In Africa and western Eurasia, occurrences of burials and utilized ocher fragments during the late Middle and early Late Pleistocene are often considered evidence for the emergence of symbolically-mediated behavior. Perhaps less controversial for the study of human cognitive evolution are finds of marine shell beads and complex designs on organic and mineral artifacts in early modern human (EMH) assemblages conservatively dated to ≈100–60 kilo-years (ka) ago. Here we show that, in France, Neanderthals used skeletal parts of large diurnal raptors presumably for symbolic purposes at Combe-Grenal in a layer dated to marine isotope stage (MIS) 5b (≈90 ka) and at Les Fieux in stratigraphic units dated to the early/middle phase of MIS 3 (60–40 ka). The presence of similar objects in other Middle Paleolithic contexts in France and Italy suggest that raptors were used as means of symbolic expression by Neanderthals in these regions.

Introduction

In recent years, several studies have argued that early (≈100–70 ka) occurrences of marine shell beads (mostly Nassarius specimens) and fragments of ocher pigments in Israel, the Maghreb and South Africa indicate that late Middle and early Late Pleistocene EMHs were capable of symbolically-mediated behavior [1][4]. In South Africa, engraved motifs on ocher and bone at Blombos and on ostrich eggshell fragments at Diepkloof in contexts dated between 77 and 60 ka supports this view [4], [5]. In contrast, debates are more vivid concerning whether comparatively complex activities were common in Neanderthals [6][8]. In Europe, ocher was widely utilized, allegedly as colorant, during the Middle Paleolithic [9], whereas evidence for the ornamental use of pigment-stained marine shells is possibly present at Cueva de los Aviones (≈50 ka) and Cueva Antón (≈40 ka) in Spain [6]. However, few studies have investigated the non-alimentary use of birds during the late Middle and early Late Pleistocene. Here we present new archaeological evidence relevant to the debate on the emergence of symbolic thought.

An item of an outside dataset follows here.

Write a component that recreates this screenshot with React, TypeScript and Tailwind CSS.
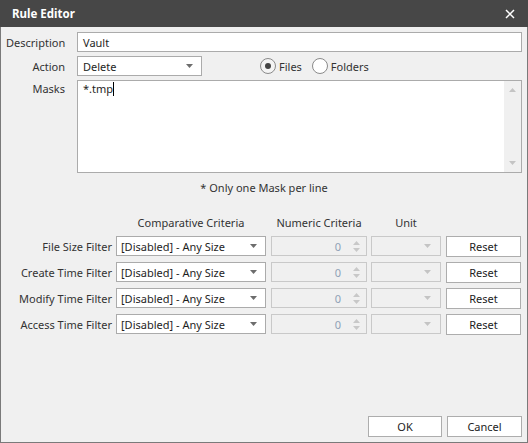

In Europe and southwest Asia, marks of human activity are rare on bird bones before the Upper Paleolithic, which suggests that this class of prey species was seldom eaten or utilized [10][12]. However, there are two notable exceptions to this pattern. The sequence (MIS 9–5e) of Cova Bolomor in eastern Spain provides a relatively unique example for the Middle and early Late Pleistocene of human consumption of small- to large-sized ground-feeding birds (passerines, corvids, pigeons, Galliformes) and waterfowl (Anatidae), attested by cutmarks or human tooth marks on meat-bearing elements and anthropogenic bone fractures [13]. The patterns of bird consumption at Cova Bolomor are noteworthy because they are reminiscent of those documented considerably later during the Upper Paleolithic [10], [11]. The late Mousterian (45–40 ka) avifaunal samples from Grotta di Fumane in Italy differ from Cova Bolomor in showing cutmarks on bones of medium- (red-footed falcon Falco vespertinus) and large-sized raptors (golden eagle Aquila chrysaetos, lammergeier Gypaetus barbatus, Eurasian black vulture Aegypius monachus). Although cutmarks were also observed on non-raptorial species (Alpine chough Pyrrhocorax graculus, common wood pigeon Columba palumbus), the over-representation of raptors in the cutmark sample and the anatomical distribution of these marks—all are found on wing and foot bones—suggest a symbolic, rather than alimentary, use of bird parts by Neanderthals [7]. The data that we present here provide additional support for symbolically-mediated behavior in this population.

Methods

All the unidentified and taxonomically identified bird specimens from Combe Grenal and Les Fieux were inspected for cutmarks using a stereomicroscope at low magnification. The cutmarks that we identified are unambiguous and fall well within the range of those documented in ungulate taxa [12]. The cutmarks are often deep and tend to show sharp boundaries typical of incision marks produced with a stone tool. The anatomical terms in this paper follow the nomenclature currently used in the analysis of bird remains.

Results

Combe Grenal is a Middle Paleolithic site in the Dordogne region of France with a remarkably long (13 m) sequence comprising sixty-five stratigraphic layers [14]. Of relevance to this paper are the more recent human occupations (55–1) from this sequence, which span from MIS 5b to the first half of MIS 3 [refs. 12], [15]. Correlations between the taxonomic representation of cold-adapted ungulate species at Combe-Grenal and marine proxies in the DSDP-609 and MD95–2042 cores (North Atlantic) suggest that layer 52—an occupation with evidence of human use of birds—was deposited ≈90 ka (Figure 1a). The lithic assemblage from this layer is attributed to the Typical Mousterian [14], whereas the human-accumulated faunal assemblage is dominated, in ascending order, by horse (Equus ferus caballus), roe deer (Capreolus capreolus) and red deer (Cervus elaphus) [15], [19]. The position of layer 52 near the bottom of the sequence (Figure 1b) and the lack of Upper Paleolithic occupations at Combe-Grenal largely exclude the possibility of mixing with post-Mousterian materials.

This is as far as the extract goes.